The reason you can speak these words aloud - and chimpanzees can't - may be clearer, thanks to the findings of a new study.
The story starts in 2001, when scientists identified a critical gene found in all vertebrates. Dubbed FOXP2, for "forkhead box protein P2," the "transcription factor" gene's role is to turn the expression of other genes up or down, on or off - the genetic equivalent of a light dimmer.
FOXP2 was discovered during a study of a family in England, three generations of whom suffered from severe speech and language problems. When the family members were found to carry a mutant version of the same gene, it was surmised the gene was important to speech and language development. It was later discovered that the human version of FOXP2 differed by just two amino acids out of a sequence of hundreds, from FOXP2 in chimps, our closest relatives.
Now, a study by scientists at UCLA and Emory University shows human FOXP2 and chimp FOXP2 turn on and off a very different selection of genes. "We knew that the amino acids in the human version of FOXP2 were different from those in the chimp version," says Genevieve Konopka, postdoctoral fellow in neurology at the David Geffen School of Medicine at UCLA and lead author of the study, which was partly funded by NARSAD.

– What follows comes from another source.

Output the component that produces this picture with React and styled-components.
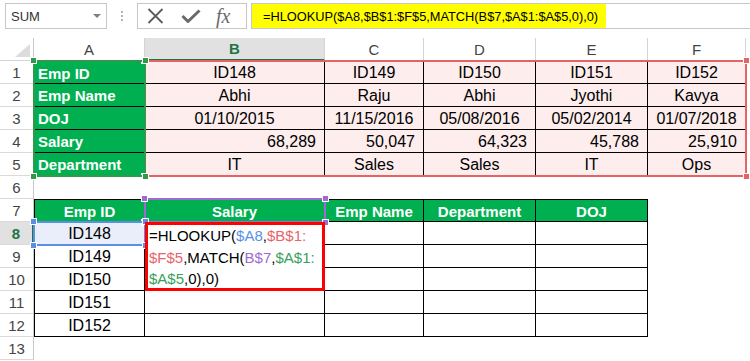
import React from "react";
import styled, { createGlobalStyle, css } from "styled-components";

const GlobalStyle = createGlobalStyle`
  html, body { margin: 0; padding: 0; background: #fff; }
  body {
    width: 750px;
    height: 361px;
    overflow: hidden;
    font-family: "Liberation Sans", Arial, sans-serif;
    color: #000;
  }
`;

const Window = styled.div`
  width: 750px;
  height: 361px;
  display: flex;
  flex-direction: column;
`;

// formula bar along the top
const FormulaBar = styled.div`
  height: 38px;
  flex: none;
  box-sizing: border-box;
  display: flex;
  align-items: flex-start;
  padding: 3px 0 0 5px;
`;

const NameBox = styled.div`
  width: 102px;
  height: 26px;
  box-sizing: border-box;
  border: 1px solid #c6c6c6;
  display: flex;
  align-items: center;
  justify-content: space-between;
  padding: 0 5px 0 5px;
  font-size: 13px;
  color: #333;
`;

const DropArrow = styled.span`
  width: 0;
  height: 0;
  border-left: 4px solid transparent;
  border-right: 4px solid transparent;
  border-top: 4px solid #808080;
`;

const Grip = styled.div`
  display: flex;
  flex-direction: column;
  gap: 2px;
  margin: 8px 14px 0 14px;
  span {
    width: 2px;
    height: 2px;
    background: #b4b4b4;
  }
`;

const FxBox = styled.div`
  width: 110px;
  height: 26px;
  box-sizing: border-box;
  border: 1px solid #c6c6c6;
  display: flex;
  align-items: center;
  padding-left: 9px;
  gap: 17px;
  color: #5c5c5c;
`;

const FxText = styled.span`
  font-family: "Liberation Serif", "Times New Roman", serif;
  font-style: italic;
  font-size: 20px;
  color: #6a6a6a;
  margin-left: -2px;
  line-height: 1;
`;

const FormulaInput = styled.div`
  flex: 1;
  height: 26px;
  box-sizing: border-box;
  margin-left: 4px;
  border: 1px solid #c6c6c6;
  border-right: none;
  display: flex;
`;

const FormulaText = styled.span`
  background: #ffff00;
  display: flex;
  align-items: center;
  padding: 0 8px 0 11px;
  font-size: 12.8px;
  white-space: nowrap;
`;

// sheet grid, every part placed by row / column
const Sheet = styled.div`
  display: grid;
  grid-template-columns: 34px 111px 180px 99px 112px 112px 98px 1fr;
  grid-template-rows: repeat(14, 23px);
  font-size: 16px;
`;

const place = css`
  grid-row: ${(p) => p.$r};
  grid-column: ${(p) => p.$c};
`;

const Corner = styled.div`
  ${place}
  display: flex;
  justify-content: flex-end;
  align-items: flex-end;
  padding: 0 3px 3px 0;
  border-right: 1px solid #c8c8c8;
  border-bottom: 1px solid #d4d4d4;
  box-sizing: border-box;
`;

const CornerMark = styled.span`
  width: 15px;
  height: 13px;
  background: #dcdcdc;
  clip-path: polygon(100% 0, 100% 100%, 0 100%);
`;

const ColHead = styled.div`
  ${place}
  box-sizing: border-box;
  display: flex;
  align-items: center;
  justify-content: center;
  font-size: 15px;
  color: #444;
  border-right: 1px solid #d4d4d4;
  border-bottom: 1px solid #d4d4d4;
  ${(p) =>
    p.$active &&
    css`
      background: #e1e1e1;
      color: #217346;
      font-weight: bold;
      border-bottom: 2px solid #217346;
    `}
`;

const RowHead = styled.div`
  ${place}
  box-sizing: border-box;
  display: flex;
  align-items: center;
  justify-content: center;
  padding-top: 1px;
  font-size: 15px;
  color: #444;
  border-right: 1px solid #c8c8c8;
  border-bottom: 1px solid #dadada;
  ${(p) =>
    p.$active &&
    css`
      background: #e1e1e1;
      color: #217346;
      font-weight: bold;
      border-right: 2px solid #217346;
    `}
`;

const variants = {
  label: css`
    background: #00b050;
    color: #fff;
    font-weight: bold;
    font-size: 15px;
    justify-content: flex-start;
    padding-left: 4px;
  `,
  data: css`
    background: #fdeded;
  `,
  num: css`
    background: #fdeded;
    justify-content: flex-end;
    padding-right: 8px;
  `,
  head: css`
    background: #00b050;
    color: #fff;
    font-weight: bold;
    font-size: 15px;
  `,
  box: css`
    background: #fff;
  `,
  picked: css`
    background: #e9eefa;
  `,
};

const Cell = styled.div`
  ${place}
  box-sizing: border-box;
  display: flex;
  align-items: center;
  justify-content: center;
  padding-top: 1px;
  white-space: nowrap;
  overflow: hidden;
  border-right: 1px solid #000;
  border-bottom: 1px solid #000;
  ${(p) => p.$top && "border-top: 1px solid #000;"}
  ${(p) => p.$left && "border-left: 1px solid #000;"}
  ${(p) => variants[p.$variant]}
`;

// reference highlight boxes drawn over the cells
const RefBox = styled.div`
  ${place}
  margin: -1px;
  border: 2px solid ${(p) => p.$color};
  position: relative;
  z-index: 2;
  pointer-events: none;
`;

const Handle = styled.span`
  position: absolute;
  width: 5px;
  height: 5px;
  background: ${(p) => p.$color};
  border: 1px solid #fff;
  ${(p) => (p.$y === "top" ? "top: -5px;" : "bottom: -5px;")}
  ${(p) => (p.$x === "left" ? "left: -5px;" : "right: -5px;")}
`;

// in-cell formula editor on B8, spilling over B9:B10
const Editor = styled.div`
  grid-column: 3;
  grid-row: 9 / 12;
  position: relative;
  z-index: 3;
  box-sizing: border-box;
  border: 3px solid #ff0000;
  background: #fff;
  padding: 0 0 0 1px;
  font-size: 15px;
  line-height: 21.5px;
`;

const Line = styled.div`
  white-space: nowrap;
`;

const Ref = styled.span`
  color: ${(p) => p.$c};
`;

const colors = {
  blue: "#5b8fe6",
  red: "#e8646a",
  purple: "#9d6bd2",
  green: "#36a15a",
};

const topRows = [
  ["Emp ID", "ID148", "ID149", "ID150", "ID151", "ID152"],
  ["Emp Name", "Abhi", "Raju", "Abhi", "Jyothi", "Kavya"],
  ["DOJ", "01/10/2015", "11/15/2016", "05/08/2016", "05/02/2014", "01/07/2018"],
  ["Salary", "68,289", "50,047", "64,323", "45,788", "25,910"],
  ["Department", "IT", "Sales", "Sales", "IT", "Ops"],
];

const tableHead = ["Emp ID", "Salary", "Emp Name", "Department", "DOJ"];
const ids = ["ID148", "ID149", "ID150", "ID151", "ID152"];
const letters = ["A", "B", "C", "D", "E", "F"];

const Highlight = ({ col, row, color }) => (
  <RefBox $c={col} $r={row} $color={color}>
    <Handle $color={color} $y="top" $x="left" />
    <Handle $color={color} $y="top" $x="right" />
    <Handle $color={color} $y="bottom" $x="left" />
    <Handle $color={color} $y="bottom" $x="right" />
  </RefBox>
);

const XIcon = () => (
  <svg width="17" height="16" viewBox="0 0 17 16">
    <path d="M1.5 1 L15.5 15 M15.5 1 L1.5 15" stroke="#5c5c5c" strokeWidth="1.8" fill="none" />
  </svg>
);

const CheckIcon = () => (
  <svg width="20" height="14" viewBox="0 0 20 14">
    <path d="M1.5 7 L7 12.5 L18.5 1.5" stroke="#6a6a6a" strokeWidth="3" fill="none" strokeLinejoin="round" />
  </svg>
);

const App = () => {
  return (
    <Window>
      <GlobalStyle />
      <FormulaBar>
        <NameBox>
          SUM
          <DropArrow />
        </NameBox>
        <Grip>
          <span />
          <span />
          <span />
        </Grip>
        <FxBox>
          <XIcon />
          <CheckIcon />
          <FxText>fx</FxText>
        </FxBox>
        <FormulaInput>
          <FormulaText>=HLOOKUP($A8,$B$1:$F$5,MATCH(B$7,$A$1:$A$5,0),0)</FormulaText>
        </FormulaInput>
      </FormulaBar>

      <Sheet>
        <Corner $r={1} $c={1}>
          <CornerMark />
        </Corner>
        {letters.map((l, j) => (
          <ColHead key={l} $r={1} $c={j + 2} $active={l === "B"}>
            {l}
          </ColHead>
        ))}

        {Array.from({ length: 13 }, (_, i) => (
          <RowHead key={"h" + i} $r={i + 2} $c={1} $active={i + 1 === 8}>
            {i + 1}
          </RowHead>
        ))}

        {topRows.map((row, i) =>
          row.map((v, j) => (
            <Cell
              key={"t" + i + j}
              $r={i + 2}
              $c={j + 2}
              $top={i === 0}
              $variant={j === 0 ? "label" : i === 3 ? "num" : "data"}
            >
              {v}
            </Cell>
          ))
        )}

        {tableHead.map((h, j) => (
          <Cell key={"th" + j} $r={8} $c={j + 2} $variant="head" $top $left={j === 0}>
            {h}
          </Cell>
        ))}

        {ids.map((id, i) =>
          [id, "", "", "", ""].map((v, j) => (
            <Cell
              key={id + j}
              $r={i + 9}
              $c={j + 2}
              $left={j === 0}
              $variant={i === 0 && j === 0 ? "picked" : "box"}
            >
              {v}
            </Cell>
          ))
        )}

        <Highlight col="3 / 8" row="2 / 7" color="#e46466" />
        <Highlight col="2" row="2 / 7" color="#2f9a4c" />
        <Highlight col="3" row="8" color={colors.purple} />
        <Highlight col="2" row="9" color={colors.blue} />

        <Editor>
          <Line>
            =HLOOKUP(<Ref $c={colors.blue}>$A8</Ref>,<Ref $c={colors.red}>$B$1:</Ref>
          </Line>
          <Line>
            <Ref $c={colors.red}>$F$5</Ref>,MATCH(<Ref $c={colors.purple}>B$7</Ref>,
            <Ref $c={colors.green}>$A$1:</Ref>
          </Line>
          <Line>
            <Ref $c={colors.green}>$A$5</Ref>,0),0)
          </Line>
        </Editor>
      </Sheet>
    </Window>
  );
};

export default App;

"We knew that the evolution in the gene happened about the time that language occurred" - roughly two hundred thousand years ago. "We wanted to test the hypothesis that the human version of FOXP2 functioned differently from the chimp version." Working with Dr. Daniel Geschwind, Gordon and Virgina MacDonald Distinguished Chair in Human Genetics, and professor of neurology and psychiatry at the UCLA School of Medicine, the team put the two strains of FOXP2 in cell cultures and studied them. If the two-amino-acid difference between human and chimp FOXP2 was really important, then changing them would show some change in function.
"Some genes were more regulated by the human FOXP2, some genes were more regulated by the chimp FOXP2," says Konopka. "It's exciting because we've now identified at least one hundred other genes that might explain why we have language and chimps don't.